— start Records for the exercise —

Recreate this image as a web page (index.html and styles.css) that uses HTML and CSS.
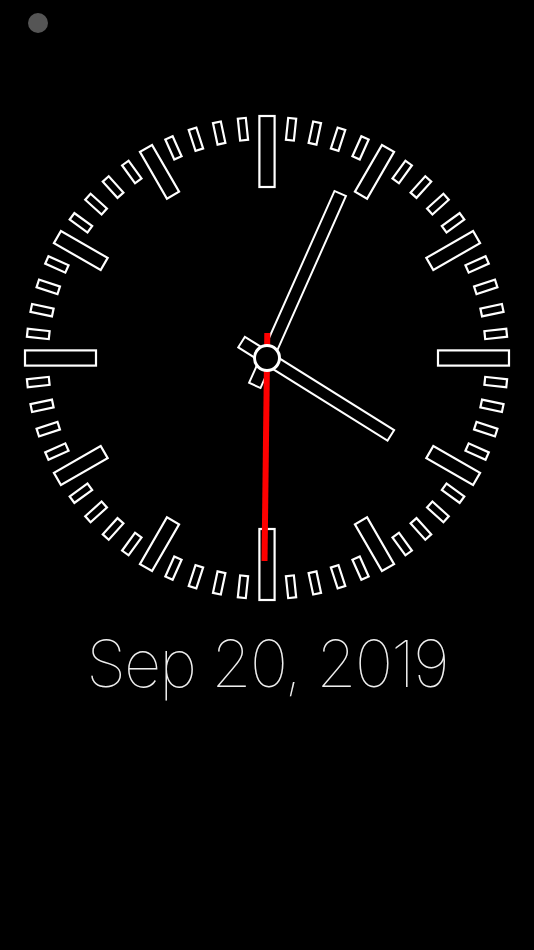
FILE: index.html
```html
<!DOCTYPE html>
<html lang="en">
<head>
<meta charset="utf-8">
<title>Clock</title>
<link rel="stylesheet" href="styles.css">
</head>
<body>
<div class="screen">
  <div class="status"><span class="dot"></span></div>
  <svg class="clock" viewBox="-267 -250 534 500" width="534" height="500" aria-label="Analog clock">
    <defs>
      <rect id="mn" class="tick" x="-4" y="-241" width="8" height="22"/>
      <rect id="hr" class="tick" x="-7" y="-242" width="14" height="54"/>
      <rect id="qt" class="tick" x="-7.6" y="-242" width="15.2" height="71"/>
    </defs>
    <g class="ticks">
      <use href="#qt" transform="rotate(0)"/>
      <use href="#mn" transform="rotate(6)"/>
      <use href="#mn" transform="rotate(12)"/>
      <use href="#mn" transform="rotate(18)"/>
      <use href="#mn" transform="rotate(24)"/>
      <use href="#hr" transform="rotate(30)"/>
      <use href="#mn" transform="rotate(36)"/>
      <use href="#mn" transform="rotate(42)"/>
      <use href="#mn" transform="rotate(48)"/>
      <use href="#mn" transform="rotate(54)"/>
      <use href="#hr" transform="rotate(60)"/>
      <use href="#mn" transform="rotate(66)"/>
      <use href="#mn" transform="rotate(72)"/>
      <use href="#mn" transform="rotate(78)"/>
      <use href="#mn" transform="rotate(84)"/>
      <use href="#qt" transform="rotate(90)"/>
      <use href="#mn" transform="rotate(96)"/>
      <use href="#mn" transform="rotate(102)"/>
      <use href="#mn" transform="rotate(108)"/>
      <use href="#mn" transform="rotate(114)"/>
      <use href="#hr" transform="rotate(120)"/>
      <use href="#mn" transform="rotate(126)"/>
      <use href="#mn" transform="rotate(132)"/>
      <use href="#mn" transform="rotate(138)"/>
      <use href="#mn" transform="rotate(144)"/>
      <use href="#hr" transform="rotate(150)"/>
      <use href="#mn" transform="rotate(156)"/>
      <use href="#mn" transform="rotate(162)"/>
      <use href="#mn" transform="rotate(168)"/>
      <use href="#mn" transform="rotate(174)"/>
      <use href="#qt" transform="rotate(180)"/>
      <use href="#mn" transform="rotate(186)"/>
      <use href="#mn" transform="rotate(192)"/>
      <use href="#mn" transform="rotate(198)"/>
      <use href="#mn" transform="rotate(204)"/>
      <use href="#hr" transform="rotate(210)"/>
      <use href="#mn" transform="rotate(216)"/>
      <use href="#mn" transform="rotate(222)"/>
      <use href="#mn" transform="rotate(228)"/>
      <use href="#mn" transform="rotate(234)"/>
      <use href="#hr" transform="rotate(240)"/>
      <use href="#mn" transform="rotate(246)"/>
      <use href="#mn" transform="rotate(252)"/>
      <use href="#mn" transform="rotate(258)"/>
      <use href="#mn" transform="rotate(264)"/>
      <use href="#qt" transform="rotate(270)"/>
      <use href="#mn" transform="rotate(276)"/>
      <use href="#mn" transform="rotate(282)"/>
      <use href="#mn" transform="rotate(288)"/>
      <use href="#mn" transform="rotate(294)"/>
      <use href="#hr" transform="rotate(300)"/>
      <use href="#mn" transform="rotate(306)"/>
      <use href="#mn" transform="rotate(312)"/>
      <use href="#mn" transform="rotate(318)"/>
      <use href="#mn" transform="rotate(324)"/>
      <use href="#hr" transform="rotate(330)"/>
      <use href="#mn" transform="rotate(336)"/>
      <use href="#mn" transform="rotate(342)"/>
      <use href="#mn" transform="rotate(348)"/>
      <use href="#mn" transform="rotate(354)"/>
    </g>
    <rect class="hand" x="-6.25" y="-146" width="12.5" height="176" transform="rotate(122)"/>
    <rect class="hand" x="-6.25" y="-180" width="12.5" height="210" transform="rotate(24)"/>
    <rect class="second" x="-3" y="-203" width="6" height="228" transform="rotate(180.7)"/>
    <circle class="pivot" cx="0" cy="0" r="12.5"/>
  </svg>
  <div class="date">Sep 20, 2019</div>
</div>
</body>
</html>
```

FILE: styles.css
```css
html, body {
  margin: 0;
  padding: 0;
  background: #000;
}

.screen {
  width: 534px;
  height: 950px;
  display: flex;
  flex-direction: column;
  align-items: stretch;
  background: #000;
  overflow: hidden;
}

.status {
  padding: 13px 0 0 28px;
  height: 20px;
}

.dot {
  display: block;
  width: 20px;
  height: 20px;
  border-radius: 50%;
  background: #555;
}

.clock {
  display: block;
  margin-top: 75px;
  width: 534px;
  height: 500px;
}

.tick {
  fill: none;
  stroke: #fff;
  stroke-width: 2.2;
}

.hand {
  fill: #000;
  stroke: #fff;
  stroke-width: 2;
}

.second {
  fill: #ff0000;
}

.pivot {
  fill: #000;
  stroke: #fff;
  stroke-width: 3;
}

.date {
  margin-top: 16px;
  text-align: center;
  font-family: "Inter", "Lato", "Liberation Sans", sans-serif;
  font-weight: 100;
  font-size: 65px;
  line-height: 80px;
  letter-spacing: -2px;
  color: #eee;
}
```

— end Records for the exercise —
— start Records for the exercise —

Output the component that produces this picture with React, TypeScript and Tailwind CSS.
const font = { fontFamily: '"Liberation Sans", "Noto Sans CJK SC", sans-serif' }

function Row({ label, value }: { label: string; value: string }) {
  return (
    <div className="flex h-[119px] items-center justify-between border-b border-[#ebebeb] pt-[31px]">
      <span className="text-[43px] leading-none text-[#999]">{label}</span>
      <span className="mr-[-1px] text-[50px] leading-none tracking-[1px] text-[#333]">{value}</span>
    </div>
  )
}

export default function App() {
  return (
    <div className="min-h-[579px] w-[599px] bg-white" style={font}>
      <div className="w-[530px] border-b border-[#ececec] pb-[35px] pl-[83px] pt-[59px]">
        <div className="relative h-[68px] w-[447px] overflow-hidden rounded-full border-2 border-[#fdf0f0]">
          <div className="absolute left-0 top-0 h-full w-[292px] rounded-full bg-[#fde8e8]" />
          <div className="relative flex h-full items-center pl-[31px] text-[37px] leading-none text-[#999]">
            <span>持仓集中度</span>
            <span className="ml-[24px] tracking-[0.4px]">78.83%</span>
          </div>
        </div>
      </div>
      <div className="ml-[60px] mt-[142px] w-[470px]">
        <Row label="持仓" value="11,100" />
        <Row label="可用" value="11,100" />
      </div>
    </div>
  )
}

— end Records for the exercise —

▶ **Written instruction**
In the listing above, locate each line with "index" and copy it.

▶ **Response for this exercise**
Recreate this image as a web page (index.html and styles.css) that uses HTML and CSS.
FILE: index.html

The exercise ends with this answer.